Le lendemain, un soleil radieux m’appelle de bonne heure à la fenêtre, et enfin la voilà devant moi, la glorieuse pyramide dardant au plus profond du ciel bleu sa cime aiguë. Je l’admirai, pénétré, de je ne sais quel indéfinissable sentiment mêlé de respect et de crainte. L’ingénieux critique anglais Ruskin[1] prétend que le Cervin est le type idéal de la montagne, tant sa forme a de grandeur et d’harmonie. Nul sommet ne répond mieux, il faut en convenir, à l’idée qu’on se fait d’une montagne, et quand on l’a vu, son profil dur et fier se grave dans la mémoire en traits ineffaçables.
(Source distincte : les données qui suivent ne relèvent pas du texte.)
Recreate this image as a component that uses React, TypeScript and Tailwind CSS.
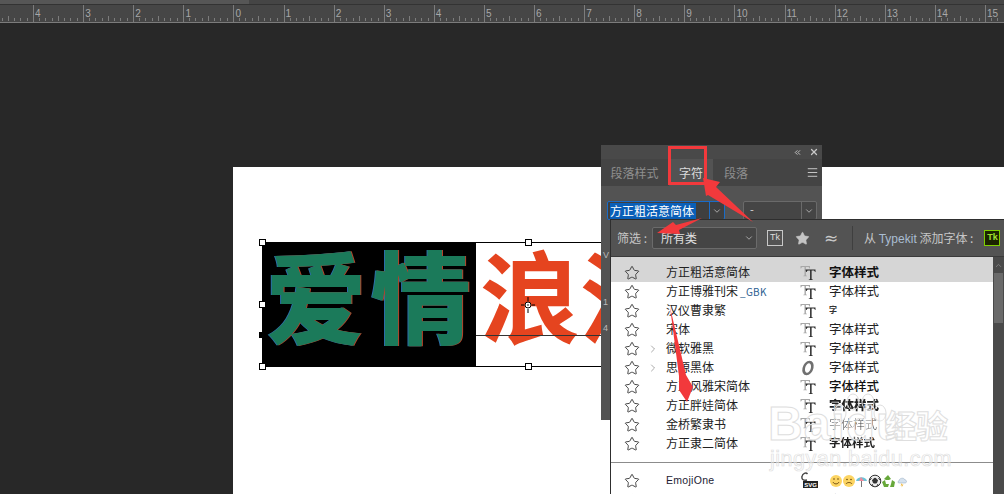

Les autres sommités, la Jungfrau, le Mont-Rose, le Mont-Blanc, ne sont que les points culminans d’une haute arête qu’ils ne semblent guère dépasser, et d’abord il faut les chercher pour les reconnaître. Le Cervin au contraire s’élance dans les nues, isolé et dominant de plus de six mille pieds les champs de neige qui s’étalent à sa base. On a donné à certains pics aigus le nom de dent, nul ne le mérite mieux que lui. Il ressemble à une dent canine, à un croc de bête fauve, ou plutôt encore à ces dents de squales antédiluviens qu’on trouve dans les terrains de la période secondaire. On dirait une vague de la mer primordiale de granit en fusion, soulevée dans

  1. Voyez, au sujet des travaux d’esthétique de M. Ruskin, la Revue du 1er juillet 1860.